Abusi minori e sanatoria paesaggistica postuma: gli effetti del Salva Casa
La nuova sanatoria semplificata di cui all’art. 36-bis del Testo Unico Edilizia ha ampliato le previsioni di cui all’art. 167 del Codice dei beni culturali
Il caso di specie e il ricorso
Il caso di specie può essere così riassunto:
- pratica di condono edilizio avviata il 27 settembre 1986;
- rilascio da parte della Regione del nulla osta paesaggistico il 3 giugno 1999, recante l’esplicito riconoscimento che le opere realizzate non arrecavano danno ai beni tutelati “in quanto si inseriscono coerentemente nel contesto urbano interessato, perché non contrastano con la tipologia edilizia dell’intorno»;
- l’indennità prevista dalla legge n. 1497/1939, ne differiva la determinazione ad un successivo provvedimento, che avrebbe dovuto specificare anche le modalità di pagamento, sulla base della perizia contestualmente affidata all’Ufficio del Genio civile;
- l’11 gennaio 2002 viene rilasciato il permesso di costruire straordinario;
- nel 2008 e nel 20014 viene richiesta al privato una valutazione peritale dell’indennità prevista dalla Legge n. 1497/1939, a cui il privato non da riscontro;
- il 18 febbraio 2019 viene notificato al privato il provvedimento con la quantificazione d’ufficio dell’importo.
Questo provvedimento viene impugnato dinanzi al TAR che lo ritiene prescritto, dovendo trovare applicazione il termine individuato dall’art. 28 della legge 24 novembre 1981, n. 689, che per il diritto a riscuotere le somme dovute per violazioni amministrative lo fissa in cinque anni dalla loro commissione. Secondo il TAR, il dies a quo individuato nella data di cessazione della qualificazione come contra ius della costruzione, andava ravvisato nella concessione in sanatoria, risalente, all’11 gennaio 2002, sicché la pretesa pecuniaria sarebbe ampiamente fuori termine.

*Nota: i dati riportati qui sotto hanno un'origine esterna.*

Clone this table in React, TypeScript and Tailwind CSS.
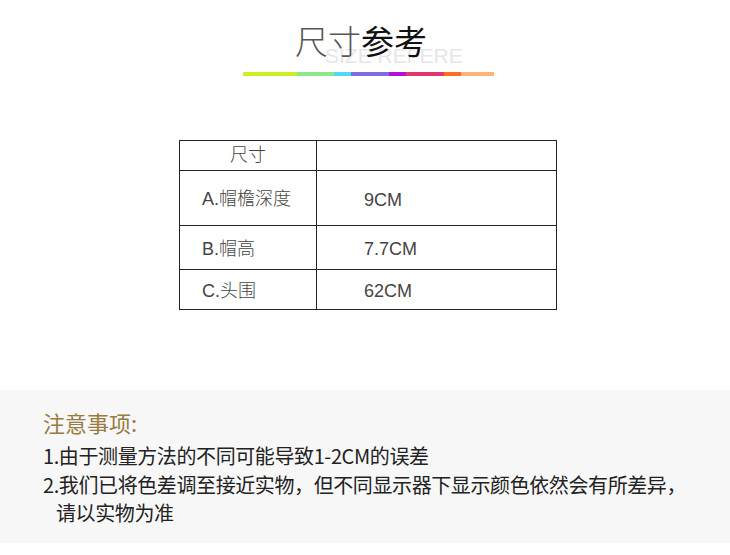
import React from 'react';

const bar = [
  { w: 'w-[54px]', c: 'bg-[#c9f024]' },
  { w: 'w-[37px]', c: 'bg-[#8de88a]' },
  { w: 'w-[17px]', c: 'bg-[#50d9f5]' },
  { w: 'w-[38px]', c: 'bg-[#7f6be0]' },
  { w: 'w-[17px]', c: 'bg-[#b30fd6]' },
  { w: 'w-[38px]', c: 'bg-[#e03770]' },
  { w: 'w-[17px]', c: 'bg-[#ff6e1a]' },
  { w: 'w-[33px]', c: 'bg-[#ffb47a]' },
];

const rows = [
  { label: 'A.帽檐深度', value: '9CM', h: 'h-[55px]' },
  { label: 'B.帽高', value: '7.7CM', h: 'h-[44px]' },
  { label: 'C.头围', value: '62CM', h: 'h-[40px]' },
];

export default function App() {
  return (
    <div className="w-[730px] h-[555px] bg-white overflow-hidden font-['Noto_Sans_CJK_SC',sans-serif]">
      {/* title */}
      <div className="h-[72px] pt-[24px] pl-[295px]">
        <div className="relative w-fit">
          <span className="absolute left-[30px] top-[21px] text-[21px] leading-none font-['Liberation_Sans',sans-serif] text-[#e6e6e6] whitespace-nowrap">
            SIZE REFERE
          </span>
          <h1 className="relative text-[33px] leading-none whitespace-nowrap">
            <span className="font-extralight text-[#555]">尺寸</span>
            <span className="text-[#111]">参考</span>
          </h1>
        </div>
      </div>
      <div className="ml-[243px] flex h-[4px]">
        {bar.map((b, i) => (
          <div key={i} className={`${b.w} ${b.c} h-full`} />
        ))}
      </div>

      {/* size table */}
      <div className="mt-[64px] ml-[179px] w-[378px] border border-[#222] text-[18px] font-light text-[#444] font-['Liberation_Sans','Noto_Sans_CJK_SC',sans-serif]">
        <div className="flex h-[29px]">
          <div className="w-[137px] border-r border-[#222] flex items-center justify-center">尺寸</div>
          <div className="flex-1" />
        </div>
        {rows.map((r) => (
          <div key={r.label} className={`flex border-t border-[#222] ${r.h}`}>
            <div className="w-[137px] border-r border-[#222] flex items-center pl-[22px] pt-[3px]">{r.label}</div>
            <div className="flex-1 flex items-center pl-[47px] pt-[4px]">{r.value}</div>
          </div>
        ))}
      </div>

      {/* notes */}
      <div className="mt-[80px] h-[153px] bg-[#f7f7f7] pl-[43px] pt-[17px]">
        <h2 className="text-[22px] leading-[30px] text-[#9a7b40]">注意事项:</h2>
        <div className="mt-[5px] text-[20px] leading-[28.5px] tracking-[-0.4px] text-[#222]">
          <p>1.由于测量方法的不同可能导致1-2CM的误差</p>
          <p>2.我们已将色差调至接近实物，但不同显示器下显示颜色依然会有所差异，</p>
          <p className="pl-[13px]">请以实物为准</p>
        </div>
      </div>
    </div>
  );
}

Quindi il ricorso in secondo grado che la Regione affida a due motivazioni:
- con la prima argomenta sul fatto che venendo all’evidenza un’attività abusiva che dà luogo ad un illecito permanente, a cui deve conseguire una misura ripristinatoria dello stato dei luoghi, seppure la stessa assuma la veste formale di sanzione amministrativa non può trovare applicazione l’art. 28 della legge n. 689/1981;
- con la seconda afferma che la possibilità di prescrizione del credito non può che riferirsi alla fase della riscossione delle somme oggetto di ingiunzione e non al potere dell’amministrazione di ingiungerle.